Wer ist dort dafür verantwortlich?
Der Wettbewerb nimmt zu – und damit der Vergütungsdruck
Voraussetzung dafür, eine erfahrene Kraft aus einem anderen Unternehmen erfolgreich abzuwerben, ist erstens die Ernsthaftigkeit der Aufgabe, zweitens der Rückhalt in der Unternehmensspitze und drittens – nachgeordnet – ein angemessenes Jahressalär. Das könne, so die Erfahrung des Headhunters, zwischen 160.000 Euro in KMU und 400.000 Euro oder mehr auf Top Management-Level in globalen Konzernen liegen. „Die meisten, die diese Positionen besetzen, haben eine intrinsische Motivation – das nimmt den Druck auf das Vergütungsthema. Allerdings wird der Wettbewerb um diese Köpfe stark zunehmen und je mehr sie nachgefragt werden, desto höher steigt die Vergütung“, sagt Lang.
Unternehmen, die unter hohem Zeitdruck stehen – und das sind angesichts der stufenweise wirksam werdenden CSRD sehr viele – können auf die Schnelle auch die Dienste von Beratungsunternehmen in Anspruch nehmen. Auf lange Sicht ist das wenig sinnvoll, denn das Thema Nachhaltigkeit wird in den kommenden Jahren immer wichtiger werden, es lohnt sich also, das Wissen im eigenen Haus aufzubauen und zu erhalten.
Auch dafür gibt es Berater. Zum Beispiel Detlef Rump. Der 58-Jährige ist Werber, war jahrzehntelang Chef renommierter Network-Agenturen und ist ein klassischer Quereinsteiger ins Nachhaltigkeitsthema. „Bisher habe ich Unternehmen dabei geholfen, den Konsum anzukurbeln und Umsatz zu machen, jetzt will ich ihnen dabei helfen, die Welt zu retten“, sagt er.
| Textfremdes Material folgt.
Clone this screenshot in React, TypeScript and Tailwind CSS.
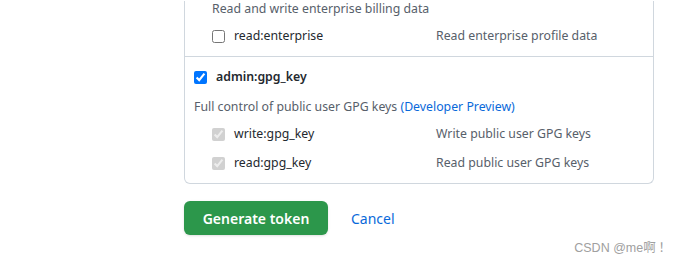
const font = { fontFamily: '"Noto Sans", "Open Sans", sans-serif' };

function ScopeRow({ name, desc, disabled, className }: { name: string; desc: string; disabled?: boolean; className?: string }) {
  return (
    <div className={"flex h-5 items-center " + (className ?? "")}>
      <div className="flex w-[224px] items-center gap-[9px]">
        <input
          type="checkbox"
          defaultChecked={disabled}
          disabled={disabled}
          className="m-0 size-[13px]"
        />
        <span className="text-[12.3px] text-[#24292f]">{name}</span>
      </div>
      <span className="text-[12.3px] text-[#57606a]">{desc}</span>
    </div>
  );
}

export default function App() {
  return (
    <div className="relative h-[266px] w-[685px] overflow-hidden bg-white pt-px" style={font}>
      <div className="ml-[184px] w-[470px] rounded-b-md border-x border-b border-[#d0d7de]">
        <div className="pl-[27px] pb-[10px]">
          <p className="h-4 text-[12.3px] leading-4 text-[#57606a]">Read and write enterprise billing data</p>
          <ScopeRow name="read:enterprise" desc="Read enterprise profile data" className="mt-[9px]" />
        </div>
        <div className="border-t border-[#d0d7de] px-[9px] pt-[10px] pb-[10px]">
          <div className="flex h-5 items-center gap-[9px]">
            <input type="checkbox" defaultChecked className="m-0 size-[13px]" />
            <span className="text-[12.3px] font-semibold text-[#24292f]">admin:gpg_key</span>
          </div>
          <p className="mt-3 h-4 text-[12.3px] leading-4 text-[#57606a]">
            Full control of public user GPG keys <span className="text-[#0969da]">(Developer Preview)</span>
          </p>
          <div className="pl-[18px]">
            <ScopeRow name="write:gpg_key" desc="Write public user GPG keys" disabled className="mt-[9px]" />
            <ScopeRow name="read:gpg_key" desc="Read public user GPG keys" disabled className="mt-[9px]" />
          </div>
        </div>
      </div>
      <div className="ml-[184px] mt-[17px] flex items-center gap-[23px]">
        <button className="h-[34px] w-[144px] rounded-md bg-[#2c974b] text-[14px] font-semibold text-white shadow-sm">
          Generate token
        </button>
        <span className="text-[14px] text-[#0969da]">Cancel</span>
      </div>
      <div
        className="absolute right-[14px] bottom-[8px] text-[12.5px] text-[#a0a0a0]"
        style={{ fontFamily: '"Liberation Sans", "Noto Sans CJK SC", sans-serif' }}
      >
        CSDN @me<span style={{ fontFamily: '"Noto Sans CJK SC", sans-serif' }}>啊 ！</span>
      </div>
    </div>
  );
}
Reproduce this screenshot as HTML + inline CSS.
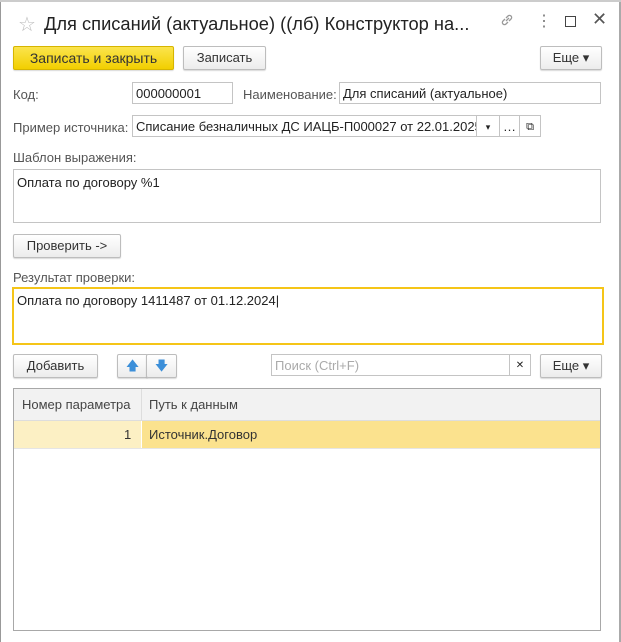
<html><head><style>
body{margin:0;width:621px;height:642px;background:#fff;position:relative;overflow:hidden;font-family:"Liberation Sans",sans-serif;font-size:13px;color:#333}
.a{position:absolute}
.btn{position:absolute;border:1px solid #bdbdbd;border-radius:2px;background:linear-gradient(#fff,#ececec);box-shadow:0 1px 1px rgba(0,0,0,.15);text-align:center;line-height:22px;height:22px;color:#333}
.inp{position:absolute;border:1px solid #c4c4c4;background:#fff;height:22px;line-height:22px;padding-left:3px;box-sizing:border-box;color:#222;white-space:nowrap;overflow:hidden}
.lbl{position:absolute;color:#555}
</style></head><body>
<div class="a" style="left:0;top:0;width:1px;height:642px;background:#999"></div>
<div class="a" style="left:619px;top:0;width:2px;height:642px;background:#aaa"></div>
<div class="a" style="left:0;top:0;width:621px;height:2px;background:#ccc"></div>
<div class="a" style="left:18px;top:12px;font-size:20px;color:#bbb">☆</div>
<div class="a" style="left:44px;top:13px;font-size:18.3px;color:#222">Для списаний (актуальное) ((лб) Конструктор на...</div>
<svg class="a" style="left:499px;top:12px" width="16" height="16" viewBox="0 0 16 16" fill="none" stroke="#999" stroke-width="1.3"><path d="M7 9l3-3M6 7L4 9a2 2 0 003 3l2-2M10 9l2-2a2 2 0 00-3-3L7 6"/></svg>
<div class="a" style="left:536px;top:11px;font-size:16px;color:#777">⋮</div>
<div class="a" style="left:565px;top:16px;width:9px;height:9px;border:1px solid #444"></div>
<div class="a" style="left:592px;top:9px;font-size:18px;color:#555">✕</div>
<div class="btn" style="left:13px;top:46px;width:159px;background:linear-gradient(#fbe44d,#f2cf00);border-color:#d6b500;color:#333;font-size:14px">Записать и закрыть</div>
<div class="btn" style="left:183px;top:46px;width:81px">Записать</div>
<div class="btn" style="left:540px;top:46px;width:60px">Еще ▾</div>
<div class="lbl" style="left:13px;top:87px">Код:</div>
<div class="inp" style="left:132px;top:82px;width:101px">000000001</div>
<div class="lbl" style="left:243px;top:87px">Наименование:</div>
<div class="inp" style="left:339px;top:82px;width:262px">Для списаний (актуальное)</div>
<div class="lbl" style="left:13px;top:120px">Пример источника:</div>
<div class="inp" style="left:132px;top:115px;width:345px">Списание безналичных ДС ИАЦБ-П000027 от 22.01.2025</div>
<div class="inp" style="left:476px;top:115px;width:24px;text-align:center;padding:0;font-size:9px">▾</div>
<div class="inp" style="left:499px;top:115px;width:21px;text-align:center;padding:0">…</div>
<div class="inp" style="left:519px;top:115px;width:22px;text-align:center;padding:0;font-size:11px">⧉</div>
<div class="lbl" style="left:13px;top:150px">Шаблон выражения:</div>
<div class="inp" style="left:13px;top:169px;width:588px;height:54px;line-height:normal;padding:5px 3px">Оплата по договору %1</div>
<div class="btn" style="left:13px;top:234px;width:106px">Проверить -&gt;</div>
<div class="lbl" style="left:13px;top:270px">Результат проверки:</div>
<div class="inp" style="left:12px;top:287px;width:592px;height:58px;border:2px solid #f5c518;line-height:normal;padding:4px 3px">Оплата по договору 1411487 от 01.12.2024|</div>
<div class="btn" style="left:13px;top:354px;width:83px">Добавить</div>
<div class="btn" style="left:117px;top:354px;width:29px;color:#3c8fd9">🡅</div>
<div class="btn" style="left:146px;top:354px;width:29px;color:#3c8fd9">🡇</div>
<div class="inp" style="left:271px;top:354px;width:239px;color:#aaa">Поиск (Ctrl+F)</div>
<div class="inp" style="left:509px;top:354px;width:22px;text-align:center;padding:0;font-size:10px">✕</div>
<div class="btn" style="left:540px;top:354px;width:60px">Еще ▾</div>
<div class="a" style="left:13px;top:388px;width:586px;height:241px;border:1px solid #a8a8a8"></div>
<div class="a" style="left:14px;top:389px;width:586px;height:31px;background:#f2f2f2;border-bottom:1px solid #ddd"></div>
<div class="a" style="left:141px;top:389px;width:1px;height:31px;background:#ddd"></div>
<div class="lbl" style="left:22px;top:397px;color:#444">Номер параметра</div>
<div class="lbl" style="left:149px;top:397px;color:#444">Путь к данным</div>
<div class="a" style="left:14px;top:421px;width:127px;height:27px;background:#fcf0c4"></div>
<div class="a" style="left:142px;top:421px;width:458px;height:27px;background:#fbe28e"></div>
<div class="a" style="left:14px;top:448px;width:586px;height:1px;background:#e5e5e5"></div>
<div class="a" style="left:124px;top:427px;color:#333">1</div>
<div class="a" style="left:149px;top:427px;color:#333">Источник.Договор</div>
</body></html>
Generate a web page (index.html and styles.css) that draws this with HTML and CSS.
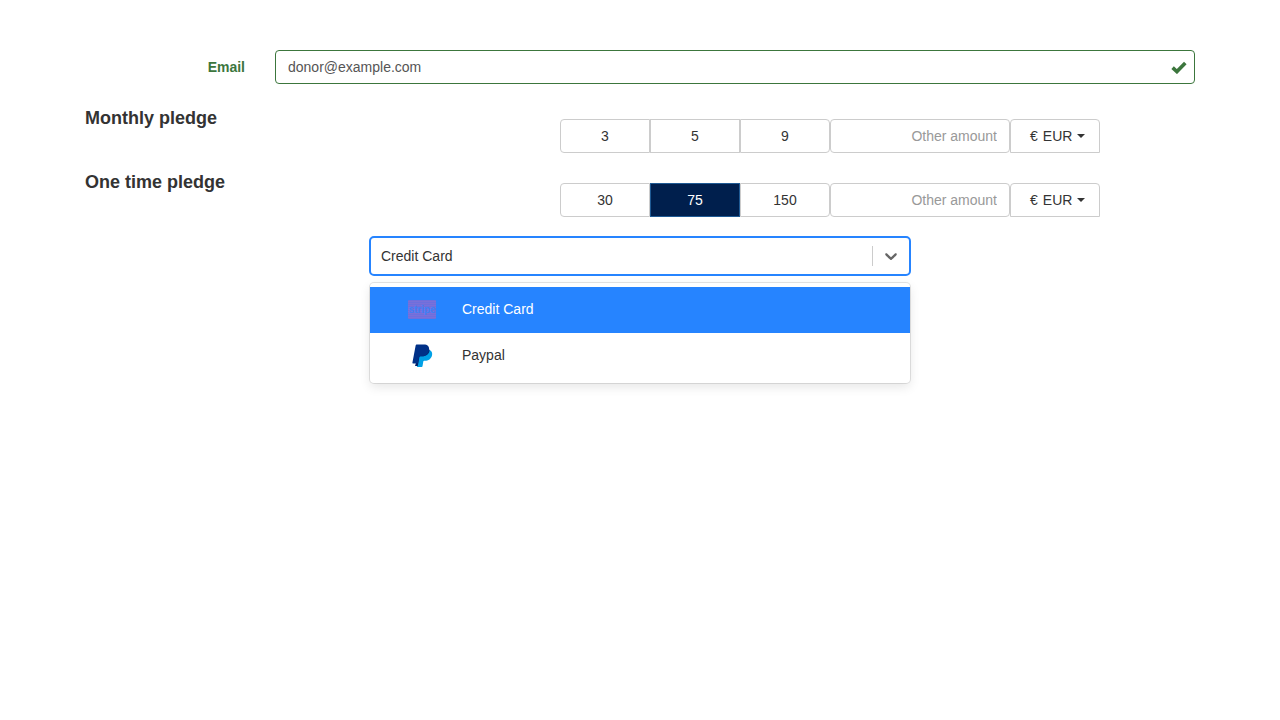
FILE: index.html
```html
<!DOCTYPE html>
<html lang="en">
<head>
<meta charset="utf-8">
<title>Pledge</title>
<link rel="stylesheet" href="styles.css">
</head>
<body>
<main class="page">
  <div class="email-row">
    <label class="email-label" for="email">Email</label>
    <div class="email-field">
      <input id="email" class="email-input" type="text" value="donor@example.com">
      <svg class="check" width="16" height="14" viewBox="0 0 16 14"><path d="M1.6 7.600 L5.900 11.600 L14.300 3" fill="none" stroke="#3c763d" stroke-width="3.600"/></svg>
    </div>
  </div>

  <section class="pledge">
    <h2 class="pledge-title">Monthly pledge</h2>
    <div class="amounts">
      <button class="amount first">3</button>
      <button class="amount">5</button>
      <button class="amount last">9</button>
      <input class="other" type="text" placeholder="Other amount">
      <button class="currency"><span class="euro">€</span>EUR<span class="caret"></span></button>
    </div>
  </section>

  <section class="pledge">
    <h2 class="pledge-title">One time pledge</h2>
    <div class="amounts">
      <button class="amount first">30</button>
      <button class="amount active">75</button>
      <button class="amount last">150</button>
      <input class="other" type="text" placeholder="Other amount">
      <button class="currency"><span class="euro">€</span>EUR<span class="caret"></span></button>
    </div>
  </section>

  <div class="picker">
    <div class="control">
      <span class="control-value">Credit Card</span>
      <span class="control-sep"></span>
      <svg class="chevron" width="20" height="20" viewBox="0 0 20 20"><path fill="#666" d="M4.516 7.548c.436-.446 1.043-.481 1.576 0L10 11.295l3.908-3.747c.533-.481 1.141-.446 1.574 0 .436.445.408 1.197 0 1.615-.406.418-4.695 4.502-4.695 4.502a1.095 1.095 0 0 1-1.576 0S4.924 9.581 4.516 9.163c-.409-.418-.436-1.170 0-1.615z"/></svg>
    </div>
    <ul class="menu">
      <li class="option selected">
        <span class="option-icon"><span class="stripe">stripe</span></span>
        <span class="option-text">Credit Card</span>
      </li>
      <li class="option">
        <span class="option-icon">
          <svg class="paypal" width="21" height="24" viewBox="0 0 21 24">
            <path fill="#00a0e6" d="M17.800 6c1.900 1 2.700 2.700 2.300 5-.8 4-3.700 5.800-7.300 5.800h-.6c-.5 0-.8.300-.9.800l-.8 4.700c-.1.400-.4.700-.8.700H5.400c-.4 0-.6-.3-.5-.7L7 10z"/>
            <path fill="#012169" d="M17.600 5.400c.1 3.900-3.100 6.900-7.500 6.900H8.300c-.5 0-.8.300-.9.800l-1.600 8.900H3L7 9z"/>
            <path fill="#003087" d="M5 .5h6.700c3.800 0 6 2 5.300 5.800-.8 4.200-3.700 6-7.300 6H8c-.5 0-.8.300-.9.800l-1 5.900c-.1.300-.3.500-.6.500H1c-.4 0-.7-.3-.6-.7L3.600 1.700C3.700 1 4.300.5 5 .5z"/>
          </svg>
        </span>
        <span class="option-text">Paypal</span>
      </li>
    </ul>
  </div>
</main>
</body>
</html>
```

FILE: styles.css
```css
* { box-sizing: border-box; }
html, body { margin: 0; background: #fff; }
body {
  font-family: "Liberation Sans", Arial, sans-serif;
  font-size: 14px;
  line-height: 20px;
  color: #333;
}
.page { min-height: 720px; padding: 50px 85px 0; }

.email-row { display: flex; align-items: center; gap: 30px; }
.email-label { flex: 0 0 160px; text-align: right; font-weight: 700; color: #3c763d; }
.email-field { flex: 1; position: relative; }
.email-input {
  display: block; width: 100%; height: 34px; padding: 6px 12px;
  border: 1px solid #3c763d; border-radius: 4px;
  font: inherit; color: #555; background: #fff; outline: 0;
}
.check { position: absolute; right: 8px; top: 10px; }

.pledge { display: flex; align-items: flex-end; height: 45px; margin-top: 24px; }
.pledge + .pledge { margin-top: 19px; }
.pledge-title {
  flex: 0 0 475px; align-self: flex-start; margin: 0;
  font-size: 18px; line-height: 20px; font-weight: 700; color: #333;
}
.amounts { display: flex; }
.amount, .currency, .other {
  height: 34px; font: inherit; color: #333; background: #fff;
  border: 1px solid #ccc; margin: 0; outline: 0;
}
.amount { width: 90px; padding: 0; border-radius: 0; }
.amount.first { border-radius: 4px 0 0 4px; }
.amount.last { border-radius: 0 4px 4px 0; }
.amount.active { background: #001f4d; color: #fff; border-color: #1f5a94; }
.other { width: 180px; padding: 6px 12px; text-align: right; border-radius: 4px; }
.other::placeholder { color: #999; opacity: 1; }
.currency {
  display: flex; align-items: center; width: 90px; padding: 0 0 0 19px;
  border-radius: 4px 4px 0 0;
}
.euro { margin-right: 5px; }
.caret {
  width: 0; height: 0; margin-left: 5px;
  border-top: 4px solid #333; border-left: 4px solid transparent; border-right: 4px solid transparent;
}

.picker { width: 540px; margin: 19px auto 0; }
.control {
  display: flex; align-items: center; height: 40px; margin: 0 -1px; padding-left: 10px;
  border: 2px solid #2684ff; border-radius: 5px; background: #fff; color: #333;
}
.control-value { flex: 1; }
.control-sep { width: 1px; height: 20px; background: #ccc; }
.chevron { margin: 0 8px; }
.menu {
  list-style: none; margin: 7px 0 0; padding: 4px 0; border-radius: 4px; background: #fff;
  box-shadow: 0 0 0 1px rgba(0,0,0,.1), 0 4px 11px rgba(0,0,0,.1);
}
.option { display: flex; align-items: center; height: 46px; color: #333; }
.option.selected { background: #2684ff; color: #fff; }
.option-icon { flex: 0 0 92px; display: flex; justify-content: center; padding-left: 12px; }
.option-text { margin-bottom: 2px; }
.stripe {
  width: 28px; height: 19px; margin-bottom: 2px; border-radius: 1px;
  background: repeating-linear-gradient(0deg, #6d6fdd 0 1px, #7a70d8 1px 2px);
  color: #3f80f5;
  font-size: 10px; font-weight: 700; line-height: 19px; text-align: center; overflow: hidden;
}
```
Je nach Komplexität brauchen Unternehmen einen Zwölfender oder zumindest jemanden, der sich tief ins Thema hineinarbeitet.
Laut Rump stehen viele Unternehmen derzeit vor der Aufgabe, erst einmal eine Bestandsaufnahme in puncto Nachhaltigkeit zu machen – angefangen beim Personal über die Lieferketten bis hin zum Emissionsausstoß. Das ist aufwändig, kostet Zeit und muss absolut solide sein. „Je nach Komplexität brauchen Unternehmen dafür einen Zwölfender oder zumindest jemanden, der sich tief ins Thema hineinarbeitet“, ist Rump überzeugt. Er prognostiziert einen Systemwandel in Unternehmen, denn über kurz oder lang werden alle das Thema Nachhaltigkeit ganz oben auf ihre Agenda setzen müssen. Es empfiehlt sich also, spätestens jetzt damit zu beginnen, intern Expertise aufzubauen.